It's funny reading that passage, actually.
Reminded me, obviously, on a much smaller scale of working for American Renaissance, because it is this big cause that I really believe strongly in.
But a lot of the day-to-day stuff is just like working in any other office.
It's like, oh man, the printer broke.
Do I know how to fix this?
Who can I call?
Am I going to have to go to Best Buy and get another printer?
It's not quite the same thing as starving to death in the trenches, but the thing is, as a propagandist, you always want to have this glorious, romantic image, and Orwell is always willing to say, no, it's not like that at all.
You know, he's out at the front with all these English guys and, you know, he'll be writing about something and it'll be, oh, well, so-and-so who I really hated and later got shot in the throat.
And that is the day-to-day existence in any political movement, in any revolutionary army, in life.
And I think a lot of people who Who think that meaning from life or some sort of, I don't know, self-transcendence will be found by just throwing themselves entirely to a party line.
They're going to be disappointed and Orwell experienced that firsthand and he was really disgusted at the journalists behind the line who never suffered the privations who of course were the ones who spoke the most about how glorious everything is and how everything was fine.
People talk about, you know, the stab-in-the-back myth for World War I Germany, where basically, I mean, the argument is that the people thought they were going to win and then basically got the announcement like, whoops, we lost, and so therefore they thought they had been betrayed instead of just losing the war.
Well a lot of Spanish Republicans were like that too because they kept getting this news from the front like things are going well the fascists are on the run and meanwhile at the front it's like no we're getting trounced yeah left to right and a lot of it was simply because the Nationalists had a real army whereas the Spanish Republicans The Spanish Republicans had a real army, but it spent most of its time fighting other Spanish Republicans.
Yeah, well, and something Orwell complains about a lot is that Germany and Italy supported Franco a lot more than the Soviet Union helped the left in that war.
And he has, I mean, you know, Both you and I like Orwell a lot, and there's a lot to be
gained from him, but he does have these very silly left-wing hang-ups.
One of those that really comes out whenever he writes about the Spanish Civil War is he
delves into this kind of weird leftist conspiracizing about why the UK and France didn't help the
Republican side of the Spanish Civil War more.
He basically concludes that, well, it's probably because the elites of France and Britain are
pro-fascist and they just didn't really care if another country went fascist, or if anything,
it was to their benefit, which is obviously not true.
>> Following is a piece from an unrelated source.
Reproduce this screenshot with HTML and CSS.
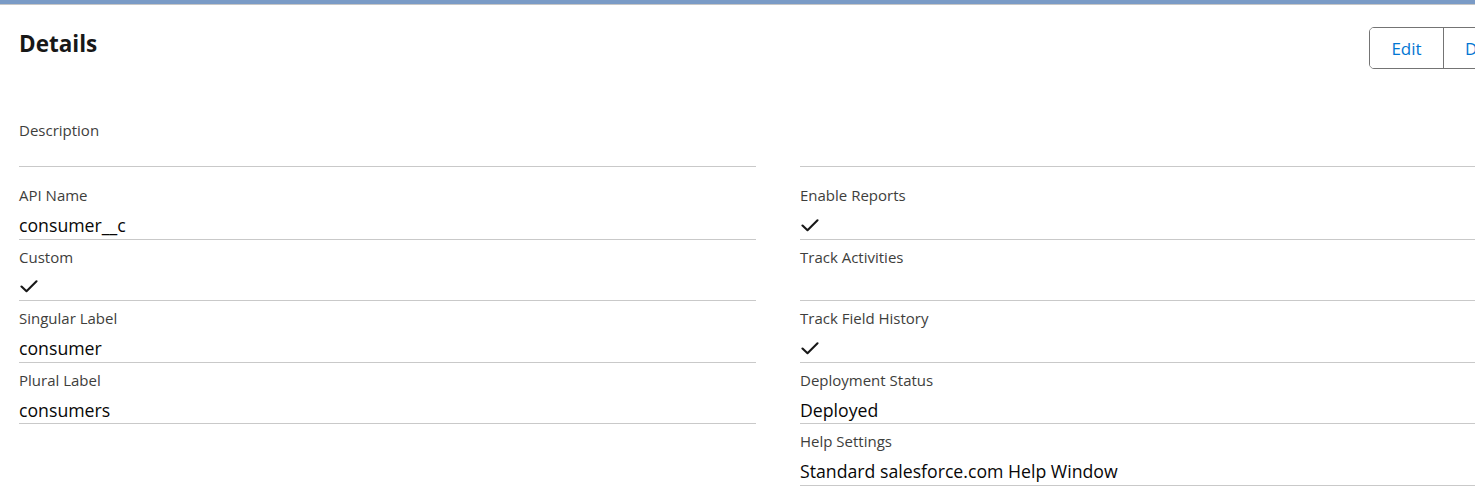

And it was confirmed to be not true very, very quickly.
He ascribes way too much ideology to the ruling class in the West that he despised than was
In a lot of ways, the British and the French didn't help the Spanish Republican side for the same reason they didn't help the Finns against the USSR during the Winter War.
They're just sort of lazy.
They just didn't really think it was their problem.
It just didn't seem like that big a deal.
He gets into the decadence of the ruling class.
I'll get into that in a bit, which, you know, the Lion and the Unicorn, which is my favorite of anything he wrote.
It's a good choice.
But one thing that he does argue, and I think he's right about this, and this has relevance to us, you know, especially as a, I don't know if you want to call it like vanguardists of a political movement, that The USSR made the choice to defend Republican Spain and give the party line that they're defending liberal democracy.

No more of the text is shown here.